Hal paling menonjol yang tampak antara pilates dan yoga terletak pada penggunaan alat. Pilates banyak memanfaatkan berbagai alat besar ketimbang yoga yang cenderung hanya menggunakan barang yang sederhana, seperti matras.
"Yoga dan pilates sama-sama bermanfaat untuk tubuh. Hanya saja pilates lebih klinis," ujar Mira.
Dalam kesempatan berbeda, Yosi menambahkan, gerakan yoga cenderung lebih lambat dan menahan suatu pose. Berbeda dengan pilates yang lebih dinamis dengan gerakan bervariasi.
Siasat bertahan
Kala kasus Covid-19 memuncak, olahraga termasuk sektor yang terguncang. Seluruh pusat kebugaran tutup guna menekan penyebaran kasus. Pemerintah pun mengimbau masyarakat meminimalisasi mobilitasnya.
Kondisi itu ternyata tak menghentikan Mira untuk mengajar pilates. Justru pandemi Covid-19 mendorongnya berinovasi, sehingga ia melahirkan dua kanal YouTube pilates berbahasa Indonesia dan Inggris.
”Kami malah bertumbuh saat pandemi. Kami makin dikenal orang, bahkan di berbagai dunia, seperti Eropa, Amerika, dan Australia,” ujar Mira.
Tak hanya itu, Mira sukses memanfaatkan momen untuk mengembangkan usahanya dengan mengenalkan aplikasi berbayar ”Flow with Mira Pilates”. Aplikasi tersebut berisi berbagai kelas pilates yang dapat diakses bebas para pengguna. Mira juga memberikan kelas secara langsung tiap pekannya. Dalam setahun, tiap pengguna perlu merogoh kocek 175 dollar AS atau setara Rp 2,7 juta dengan kurs Rp 15.668 per dollar.
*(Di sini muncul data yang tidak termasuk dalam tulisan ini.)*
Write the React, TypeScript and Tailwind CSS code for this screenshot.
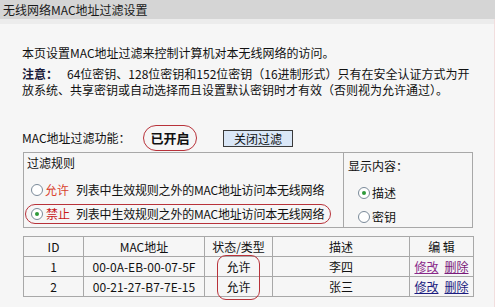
const FONT = { fontFamily: '"Noto Sans CJK SC", "Liberation Sans", sans-serif' };

const Radio = ({ checked }: { checked?: boolean }) => (
  <span className="flex h-[12px] w-[12px] shrink-0 items-center justify-center rounded-full border border-[#7a8a99] bg-white">
    {checked && <span className="h-[4px] w-[4px] rounded-full bg-[#2f9a3a]" />}
  </span>
);

const rows = [
  { id: '1', mac: '00-0A-EB-00-07-5F', state: '允许', desc: '李四', visited: true },
  { id: '2', mac: '00-21-27-B7-7E-15', state: '允许', desc: '张三', visited: false },
];

const App = () => {
  return (
    <div className="relative h-[307px] w-[495px] overflow-hidden bg-[#f6f6f6] text-[12px] text-[#111]" style={FONT}>
      {/* title bar */}
      <div className="h-[19px] bg-[#d5d5d5] pl-[3px] leading-[19px] text-[#1a1a1a]">无线网络MAC地址过滤设置</div>
      <div className="h-[5px] bg-[#ececec]" />

      <div className="pl-[22px] pr-[22px]">
        <p className="mt-[21px] leading-[16px]">本页设置MAC地址过滤来控制计算机对本无线网络的访问。</p>
        <p className="mt-[5px] whitespace-nowrap leading-[16px]">
          <b className="font-bold text-[#1a1a3a]">注意：</b>
          <span className="ml-[9px]">64位密钥、128位密钥和152位密钥（16进制形式）只有在安全认证方式为开</span>
          <br />
          放系统、共享密钥或自动选择而且设置默认密钥时才有效（否则视为允许通过）。
        </p>

        {/* switch row */}
        <div className="mt-[27px] flex h-[26px] items-center">
          <span className="w-[121px]">MAC地址过滤功能：</span>
          <span className="flex h-[26px] w-[54px] items-center justify-center rounded-[13px] border border-[#b8323a] font-bold text-[13px]">
            已开启
          </span>
          <button className="ml-[26px] h-[17px] w-[70px] border border-[#3a3a3a] bg-[#dae7f7] text-[12px] leading-[15px]">
            关闭过滤
          </button>
        </div>

        {/* filter rule box */}
        <div className="ml-[1px] mt-[1px] flex h-[76px] w-[450px] border border-[#a8a8a8]">
          <div className="w-[320px] shrink-0 border-r border-[#a8a8a8] pl-[1px] pt-[2px]">
            <div className="pl-[2px] leading-[16px]">过滤规则</div>
            <div className="mt-[9px] flex h-[20px] w-[306px] items-center whitespace-nowrap rounded-[10px] border border-transparent pl-[5px]">
              <Radio />
              <span className="ml-[2px] text-[#d8402c]">允许</span>
              <span className="ml-[7px] tracking-[-0.2px]">列表中生效规则之外的MAC地址访问本无线网络</span>
            </div>
            <div className="mt-[4px] flex h-[20px] w-[306px] items-center whitespace-nowrap rounded-[10px] border border-[#b8323a] pl-[5px]">
              <Radio checked />
              <span className="ml-[3px] text-[#c81818]">禁止</span>
              <span className="ml-[6px] tracking-[-0.2px]">列表中生效规则之外的MAC地址访问本无线网络</span>
            </div>
          </div>
          <div className="flex-1 pl-[4px] pt-[5px]">
            <div className="leading-[16px]">显示内容：</div>
            <div className="mt-[9px] flex h-[20px] items-center pl-[10px]">
              <Radio checked />
              <span className="ml-[2px]">描述</span>
            </div>
            <div className="mt-[4px] flex h-[20px] items-center pl-[10px]">
              <Radio />
              <span className="ml-[2px]">密钥</span>
            </div>
          </div>
        </div>

        {/* list table */}
        <table className="ml-[1px] mt-[8px] w-[450px] table-fixed border-collapse border border-[#a8a8a8] text-center">
          <colgroup>
            <col className="w-[60px]" />
            <col className="w-[121px]" />
            <col className="w-[68px]" />
            <col className="w-[137px]" />
            <col className="w-[64px]" />
          </colgroup>
          <thead>
            <tr className="h-[20px]">
              <th className="border border-[#a8a8a8] font-normal">ID</th>
              <th className="border border-[#a8a8a8] font-normal">MAC地址</th>
              <th className="border border-[#a8a8a8] font-normal">状态/类型</th>
              <th className="border border-[#a8a8a8] font-normal">描述</th>
              <th className="border border-[#a8a8a8] font-normal">编 辑</th>
            </tr>
          </thead>
          <tbody>
            {rows.map((r) => (
              <tr key={r.id} className="h-[20px]">
                <td className="border border-[#a8a8a8] leading-[18px]">{r.id}</td>
                <td className="border border-[#a8a8a8] leading-[18px]">{r.mac}</td>
                <td className="border border-[#a8a8a8] leading-[18px]">{r.state}</td>
                <td className="border border-[#a8a8a8] leading-[18px]">{r.desc}</td>
                <td className="border border-[#a8a8a8] leading-[18px]">
                  <a className={`underline ${r.visited ? 'text-[#8a2a8a]' : 'text-[#1c1c80]'}`} href="#">修改</a>
                  <a className={`ml-[6px] underline ${r.visited ? 'text-[#7a1a7a]' : 'text-[#1c1c80]'}`} href="#">删除</a>
                </td>
              </tr>
            ))}
          </tbody>
        </table>
      </div>

      {/* red mark around status cells */}
      <div className="absolute left-[217px] top-[255px] h-[45px] w-[43px] rounded-[9px] border border-[#b8323a]" />
      <div className="absolute right-0 top-[19px] h-[288px] w-[1px] bg-[#f2dede]" />
    </div>
  );
};

export default App;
Siasat bertahan di tengah pandemi juga dilakukan Yoshi. Ia sempat mengadakan kelas daring pada 2020 yang hanya bertahan kurang dari setahun. Sebab setelah kasus Covid-19 mulai melandai bebarengan dengan kebijakan pemerintah yang melonggar, para pecinta pilates memilih untuk datang ke studio.
”Kalau secara online, instruktur enggak bisa memantau detail apakah gerakan yang dilakukan benar atau salah. Jadi memang orang-orang akhirnya kembali lagi ke studio,” kata Yoshi.